Singh was taken away in a police cruiser, and spent the night in jail awaiting a court hearing the next morning. During the hearing, the Crown prosecutor objected to granting the activist bail, which the court upheld.

“As anyone who follows the court system knows, it’s very, very rare to be denied bail,” Singh said. “There are people who are accused of doing very serious things who are able to get bail—and yet I’m denied bail.”

Singh spent a total of five days and four nights in jail following the arrest, and was released on March 13. Throughout his imprisonment, he maintained that he was unjustly arrested given the peaceful nature of the protest.

On Feb. 28, 2008, nearly a year after the initial arrest, a Crown prosecutor offered to drop all the charges if Singh pleaded guilty to a lesser municipal offense. After Singh refused, the prosecutor, Paul Rouillard, told Singh’s lawyer, “OK, you called my bluff.”

Singh took exception to this statement, and felt that it showed misconduct on the part of the prosecutor. “You’re not supposed to talk about bluffing,” Singh said. “Either you have evidence or you don’t, and if you don’t, you drop the charges—you don’t try to leverage.”

Rouillard then presented Singh’s lawyer with a second offer: all charges would be dropped if Singh signed a letter stating that he would not pursue legal action against the arresting officer. The prosecutor was advised that Singh would agree, if the City of Montreal wrote him a letter of apology.

Before this agreement could be finalized, all charges were dropped that same day. Singh initiated his civil suit six months later. Seven years later, he finally won.

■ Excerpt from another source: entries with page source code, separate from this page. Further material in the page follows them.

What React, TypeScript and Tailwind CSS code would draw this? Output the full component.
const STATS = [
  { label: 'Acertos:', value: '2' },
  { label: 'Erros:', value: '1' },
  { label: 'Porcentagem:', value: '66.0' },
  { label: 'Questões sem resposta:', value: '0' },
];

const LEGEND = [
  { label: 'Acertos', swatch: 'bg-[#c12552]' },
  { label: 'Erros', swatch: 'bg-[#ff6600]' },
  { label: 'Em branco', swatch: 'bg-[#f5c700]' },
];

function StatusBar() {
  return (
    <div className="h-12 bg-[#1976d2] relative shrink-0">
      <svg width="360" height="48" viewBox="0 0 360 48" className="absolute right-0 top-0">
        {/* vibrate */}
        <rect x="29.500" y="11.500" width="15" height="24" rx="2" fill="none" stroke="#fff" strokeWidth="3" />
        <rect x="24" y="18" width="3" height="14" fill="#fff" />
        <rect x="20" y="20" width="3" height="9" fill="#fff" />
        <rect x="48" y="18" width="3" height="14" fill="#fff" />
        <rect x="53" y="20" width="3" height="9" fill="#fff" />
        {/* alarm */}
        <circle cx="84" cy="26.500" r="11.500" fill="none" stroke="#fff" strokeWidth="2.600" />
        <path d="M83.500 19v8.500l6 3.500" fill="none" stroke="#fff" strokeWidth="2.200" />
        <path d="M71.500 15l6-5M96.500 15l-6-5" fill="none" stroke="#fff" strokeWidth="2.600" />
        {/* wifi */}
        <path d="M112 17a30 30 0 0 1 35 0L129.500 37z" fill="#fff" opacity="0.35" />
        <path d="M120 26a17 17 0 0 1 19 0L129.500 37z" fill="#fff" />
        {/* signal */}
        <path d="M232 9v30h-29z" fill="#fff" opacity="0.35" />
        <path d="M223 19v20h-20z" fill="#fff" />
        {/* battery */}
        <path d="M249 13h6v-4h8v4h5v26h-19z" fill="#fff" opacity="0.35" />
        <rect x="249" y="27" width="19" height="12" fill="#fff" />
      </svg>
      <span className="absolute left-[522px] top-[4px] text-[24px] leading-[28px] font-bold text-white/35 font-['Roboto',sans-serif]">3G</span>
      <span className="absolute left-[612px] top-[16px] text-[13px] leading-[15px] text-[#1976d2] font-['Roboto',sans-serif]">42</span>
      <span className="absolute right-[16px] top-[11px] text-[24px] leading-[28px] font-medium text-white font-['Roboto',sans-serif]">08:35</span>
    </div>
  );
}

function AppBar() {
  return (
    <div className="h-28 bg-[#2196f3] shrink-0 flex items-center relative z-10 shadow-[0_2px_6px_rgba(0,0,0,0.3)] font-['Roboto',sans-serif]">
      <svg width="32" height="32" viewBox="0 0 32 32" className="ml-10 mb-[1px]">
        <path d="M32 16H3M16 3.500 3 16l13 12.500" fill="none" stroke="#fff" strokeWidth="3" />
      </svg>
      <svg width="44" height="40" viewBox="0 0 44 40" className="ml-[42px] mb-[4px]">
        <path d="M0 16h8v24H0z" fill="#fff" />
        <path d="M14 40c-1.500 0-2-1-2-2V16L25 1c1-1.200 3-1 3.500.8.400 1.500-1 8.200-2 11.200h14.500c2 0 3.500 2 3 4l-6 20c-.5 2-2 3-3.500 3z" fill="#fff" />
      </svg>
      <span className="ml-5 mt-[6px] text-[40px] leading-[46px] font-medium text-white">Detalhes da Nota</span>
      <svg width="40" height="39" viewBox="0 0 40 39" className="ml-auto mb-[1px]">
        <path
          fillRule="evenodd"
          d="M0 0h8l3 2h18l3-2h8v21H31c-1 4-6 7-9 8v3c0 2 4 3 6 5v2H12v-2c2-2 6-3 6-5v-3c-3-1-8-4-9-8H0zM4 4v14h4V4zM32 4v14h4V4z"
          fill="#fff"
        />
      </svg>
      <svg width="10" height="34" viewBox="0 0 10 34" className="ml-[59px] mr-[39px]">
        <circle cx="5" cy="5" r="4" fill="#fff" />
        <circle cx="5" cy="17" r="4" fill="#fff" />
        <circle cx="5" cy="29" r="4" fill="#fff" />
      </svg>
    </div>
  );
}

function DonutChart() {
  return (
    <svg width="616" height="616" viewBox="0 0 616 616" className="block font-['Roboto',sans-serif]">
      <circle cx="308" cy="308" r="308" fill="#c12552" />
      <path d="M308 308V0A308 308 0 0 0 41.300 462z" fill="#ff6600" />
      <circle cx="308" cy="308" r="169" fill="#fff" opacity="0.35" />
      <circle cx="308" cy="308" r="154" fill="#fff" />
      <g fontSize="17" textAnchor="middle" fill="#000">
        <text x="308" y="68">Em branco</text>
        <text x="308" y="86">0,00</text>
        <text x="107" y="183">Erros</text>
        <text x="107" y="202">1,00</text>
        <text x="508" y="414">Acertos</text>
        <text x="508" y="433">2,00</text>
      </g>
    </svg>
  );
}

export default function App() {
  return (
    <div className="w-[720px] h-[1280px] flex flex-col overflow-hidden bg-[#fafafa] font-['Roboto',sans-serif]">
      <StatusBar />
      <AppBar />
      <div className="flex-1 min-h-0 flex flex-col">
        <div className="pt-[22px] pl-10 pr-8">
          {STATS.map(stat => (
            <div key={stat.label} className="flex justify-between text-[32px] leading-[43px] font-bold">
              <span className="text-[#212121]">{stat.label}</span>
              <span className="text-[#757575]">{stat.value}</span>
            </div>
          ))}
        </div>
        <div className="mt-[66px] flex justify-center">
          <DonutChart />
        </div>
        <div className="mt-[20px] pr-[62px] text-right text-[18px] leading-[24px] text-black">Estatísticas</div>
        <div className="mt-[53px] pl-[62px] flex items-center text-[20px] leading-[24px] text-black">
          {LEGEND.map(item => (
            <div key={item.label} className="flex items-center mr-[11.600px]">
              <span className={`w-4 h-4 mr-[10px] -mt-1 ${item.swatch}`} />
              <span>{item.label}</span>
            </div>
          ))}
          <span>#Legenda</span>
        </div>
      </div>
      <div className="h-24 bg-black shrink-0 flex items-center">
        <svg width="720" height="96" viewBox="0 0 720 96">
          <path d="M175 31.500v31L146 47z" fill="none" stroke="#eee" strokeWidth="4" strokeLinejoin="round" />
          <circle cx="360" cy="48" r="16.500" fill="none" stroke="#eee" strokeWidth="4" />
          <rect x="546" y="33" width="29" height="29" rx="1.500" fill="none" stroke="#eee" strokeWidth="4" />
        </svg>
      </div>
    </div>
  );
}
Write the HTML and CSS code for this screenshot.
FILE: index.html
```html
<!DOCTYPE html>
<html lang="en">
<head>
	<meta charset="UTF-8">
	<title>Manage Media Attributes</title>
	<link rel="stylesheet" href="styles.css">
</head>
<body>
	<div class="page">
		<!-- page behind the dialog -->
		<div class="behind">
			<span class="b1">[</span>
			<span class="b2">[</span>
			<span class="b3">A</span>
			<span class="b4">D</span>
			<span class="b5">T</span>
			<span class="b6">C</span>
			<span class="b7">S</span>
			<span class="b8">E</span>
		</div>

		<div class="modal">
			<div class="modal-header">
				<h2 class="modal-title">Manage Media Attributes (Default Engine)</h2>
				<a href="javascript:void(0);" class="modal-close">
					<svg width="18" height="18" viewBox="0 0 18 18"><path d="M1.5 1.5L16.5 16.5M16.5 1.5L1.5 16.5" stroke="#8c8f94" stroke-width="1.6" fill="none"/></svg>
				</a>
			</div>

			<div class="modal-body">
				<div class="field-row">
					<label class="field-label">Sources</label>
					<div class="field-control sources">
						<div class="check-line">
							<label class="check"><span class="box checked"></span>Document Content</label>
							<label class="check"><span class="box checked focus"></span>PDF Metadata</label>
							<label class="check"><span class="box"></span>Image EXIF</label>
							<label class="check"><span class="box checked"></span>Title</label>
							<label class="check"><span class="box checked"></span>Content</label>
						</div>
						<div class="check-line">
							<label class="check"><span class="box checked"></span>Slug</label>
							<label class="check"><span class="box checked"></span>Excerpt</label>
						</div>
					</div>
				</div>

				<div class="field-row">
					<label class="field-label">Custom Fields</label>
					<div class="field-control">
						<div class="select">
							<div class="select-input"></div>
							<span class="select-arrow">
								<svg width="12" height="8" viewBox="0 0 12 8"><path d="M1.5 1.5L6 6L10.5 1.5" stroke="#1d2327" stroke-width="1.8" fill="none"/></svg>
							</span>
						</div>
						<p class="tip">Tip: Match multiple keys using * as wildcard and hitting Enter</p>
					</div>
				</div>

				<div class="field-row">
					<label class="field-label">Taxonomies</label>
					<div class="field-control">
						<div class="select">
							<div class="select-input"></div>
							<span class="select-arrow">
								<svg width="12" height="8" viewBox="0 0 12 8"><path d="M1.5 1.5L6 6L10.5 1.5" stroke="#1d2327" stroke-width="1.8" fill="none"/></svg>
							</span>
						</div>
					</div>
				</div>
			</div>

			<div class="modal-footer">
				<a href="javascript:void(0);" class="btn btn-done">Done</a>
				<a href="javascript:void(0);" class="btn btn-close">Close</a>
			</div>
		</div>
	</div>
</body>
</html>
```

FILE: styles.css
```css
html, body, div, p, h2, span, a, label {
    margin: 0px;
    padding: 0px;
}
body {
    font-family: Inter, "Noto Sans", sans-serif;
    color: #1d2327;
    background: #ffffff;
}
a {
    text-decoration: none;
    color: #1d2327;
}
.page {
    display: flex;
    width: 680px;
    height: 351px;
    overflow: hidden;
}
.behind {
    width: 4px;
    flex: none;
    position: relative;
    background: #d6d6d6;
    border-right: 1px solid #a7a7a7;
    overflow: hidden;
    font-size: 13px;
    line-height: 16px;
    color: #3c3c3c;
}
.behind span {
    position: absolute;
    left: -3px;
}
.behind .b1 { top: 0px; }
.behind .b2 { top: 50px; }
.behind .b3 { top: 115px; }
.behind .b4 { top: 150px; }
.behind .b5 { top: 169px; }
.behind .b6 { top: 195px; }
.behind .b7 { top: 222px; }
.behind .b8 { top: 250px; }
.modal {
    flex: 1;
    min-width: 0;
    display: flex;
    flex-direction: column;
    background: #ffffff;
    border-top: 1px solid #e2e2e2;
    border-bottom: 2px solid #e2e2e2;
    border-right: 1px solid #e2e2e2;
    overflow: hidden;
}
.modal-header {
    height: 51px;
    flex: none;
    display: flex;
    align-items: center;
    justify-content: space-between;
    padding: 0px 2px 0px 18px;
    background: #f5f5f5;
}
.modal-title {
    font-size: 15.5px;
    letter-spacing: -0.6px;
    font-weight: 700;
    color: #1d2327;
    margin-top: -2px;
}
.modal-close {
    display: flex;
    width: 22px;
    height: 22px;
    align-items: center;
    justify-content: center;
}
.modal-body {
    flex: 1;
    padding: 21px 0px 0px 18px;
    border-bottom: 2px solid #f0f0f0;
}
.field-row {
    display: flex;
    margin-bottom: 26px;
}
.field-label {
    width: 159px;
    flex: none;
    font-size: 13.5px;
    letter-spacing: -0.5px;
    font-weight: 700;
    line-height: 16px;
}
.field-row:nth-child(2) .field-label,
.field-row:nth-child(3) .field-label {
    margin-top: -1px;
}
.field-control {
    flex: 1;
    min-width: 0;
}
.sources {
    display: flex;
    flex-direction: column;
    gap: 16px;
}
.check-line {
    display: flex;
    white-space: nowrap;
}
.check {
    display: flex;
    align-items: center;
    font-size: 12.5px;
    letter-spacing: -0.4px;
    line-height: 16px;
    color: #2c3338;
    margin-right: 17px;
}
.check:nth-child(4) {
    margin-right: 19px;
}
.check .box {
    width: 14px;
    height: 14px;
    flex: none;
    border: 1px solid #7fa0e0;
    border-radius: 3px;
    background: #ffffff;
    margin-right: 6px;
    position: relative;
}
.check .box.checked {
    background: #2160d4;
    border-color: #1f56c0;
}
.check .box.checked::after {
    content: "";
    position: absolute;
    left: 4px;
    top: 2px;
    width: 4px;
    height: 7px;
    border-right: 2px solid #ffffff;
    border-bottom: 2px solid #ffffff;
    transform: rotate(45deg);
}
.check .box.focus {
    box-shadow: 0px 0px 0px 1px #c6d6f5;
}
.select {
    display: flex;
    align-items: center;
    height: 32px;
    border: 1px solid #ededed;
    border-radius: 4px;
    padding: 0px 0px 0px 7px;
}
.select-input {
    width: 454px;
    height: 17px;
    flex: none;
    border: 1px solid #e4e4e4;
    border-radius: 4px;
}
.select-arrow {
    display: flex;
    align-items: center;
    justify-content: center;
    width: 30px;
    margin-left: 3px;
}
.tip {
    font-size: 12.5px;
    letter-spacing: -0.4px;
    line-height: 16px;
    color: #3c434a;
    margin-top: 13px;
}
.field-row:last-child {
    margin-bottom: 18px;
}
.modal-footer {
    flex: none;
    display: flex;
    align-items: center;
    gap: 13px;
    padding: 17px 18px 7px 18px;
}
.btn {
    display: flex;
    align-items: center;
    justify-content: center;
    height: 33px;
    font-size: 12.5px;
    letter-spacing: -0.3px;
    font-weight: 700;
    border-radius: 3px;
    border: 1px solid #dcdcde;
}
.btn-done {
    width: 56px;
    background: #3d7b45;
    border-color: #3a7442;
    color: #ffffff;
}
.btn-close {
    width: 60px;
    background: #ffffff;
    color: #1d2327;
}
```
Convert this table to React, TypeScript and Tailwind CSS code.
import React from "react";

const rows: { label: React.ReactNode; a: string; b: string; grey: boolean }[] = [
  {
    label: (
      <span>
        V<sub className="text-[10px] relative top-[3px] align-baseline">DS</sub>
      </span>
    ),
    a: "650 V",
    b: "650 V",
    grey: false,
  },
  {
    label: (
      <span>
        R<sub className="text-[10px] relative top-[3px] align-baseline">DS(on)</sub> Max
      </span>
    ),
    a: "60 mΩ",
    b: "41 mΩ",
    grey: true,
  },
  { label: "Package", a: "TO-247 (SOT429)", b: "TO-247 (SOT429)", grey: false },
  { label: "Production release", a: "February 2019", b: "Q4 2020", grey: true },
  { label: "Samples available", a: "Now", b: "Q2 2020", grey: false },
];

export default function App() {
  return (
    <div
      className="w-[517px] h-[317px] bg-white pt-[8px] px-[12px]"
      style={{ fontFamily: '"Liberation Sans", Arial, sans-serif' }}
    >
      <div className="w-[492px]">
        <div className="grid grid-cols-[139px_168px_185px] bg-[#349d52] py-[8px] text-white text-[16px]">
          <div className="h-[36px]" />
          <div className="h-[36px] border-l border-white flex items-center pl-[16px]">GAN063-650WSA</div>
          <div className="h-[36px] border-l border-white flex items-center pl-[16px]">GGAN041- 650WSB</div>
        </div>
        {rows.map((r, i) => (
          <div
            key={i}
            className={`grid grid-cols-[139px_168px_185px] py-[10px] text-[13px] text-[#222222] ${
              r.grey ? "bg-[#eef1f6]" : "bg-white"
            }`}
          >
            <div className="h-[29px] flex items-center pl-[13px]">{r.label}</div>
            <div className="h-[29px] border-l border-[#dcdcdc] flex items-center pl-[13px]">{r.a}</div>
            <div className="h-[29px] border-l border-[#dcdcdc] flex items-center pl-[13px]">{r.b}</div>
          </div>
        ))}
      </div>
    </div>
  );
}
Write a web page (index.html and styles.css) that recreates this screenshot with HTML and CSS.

Highlights from Wednesday’s Ruling:

  • Officer Mercier claimed that the International Women’s Day march was non-peaceful because protesters were walking against traffic, and some made hostile comments toward police.
  • Mercier’s superior, Sergeant Lamirande, wrote a report of that day’s events, which failed to mention why the protest was deemed non-peaceful, or when that determination was made.
  • The ruling found that the reasons stated by officer Mercier were insufficient to deem the protest non-peaceful. It also points out that police did not announce the march as being non-peaceful at the time, and no dispersal order was given over loudspeaker. Therefore, Singh had reason to believe he was participating in a peaceful protest.
  • Crown prosecutor Paul Rouillard was also included in the civil suit, with Singh alleging that he had no reasonable motive to pursue charges until Feb. 2008. However, the court dismissed this “given the relative immunity of the Crown in the exercise of its functions.”
  • The court determined that Mercier decided to arrest Singh the moment he saw him, and that declaring the protest non-peaceful was meant to legitimize the arrest after the fact.
  • The ruling states that this was a violation of Singh’s rights under Section 7 of the Canadian Charter of Rights and Freedoms, which guarantees, “Everyone has the right to life, liberty, and security of the person, and the right not to be deprived thereof except in accordance with the principles of fundamental justice.”
  • The $15,000 owed to Singh in exemplary damages, which are awarded to both punish the offenders and dissuade others from carrying out similar actions.
  • While Singh sees the ruling as a positive development, he does not believe it will lead to any significant change. “I’m definitely not speaking in terms of vindications or victories,” Singh said. “It’s through political organizing, social mobilizing—actions in the streets—that we can defeat the activities of the police that we feel are unfair, or are examples of their impunity.”
  • The City of Montreal has not yet announced whether it will appeal this ruling.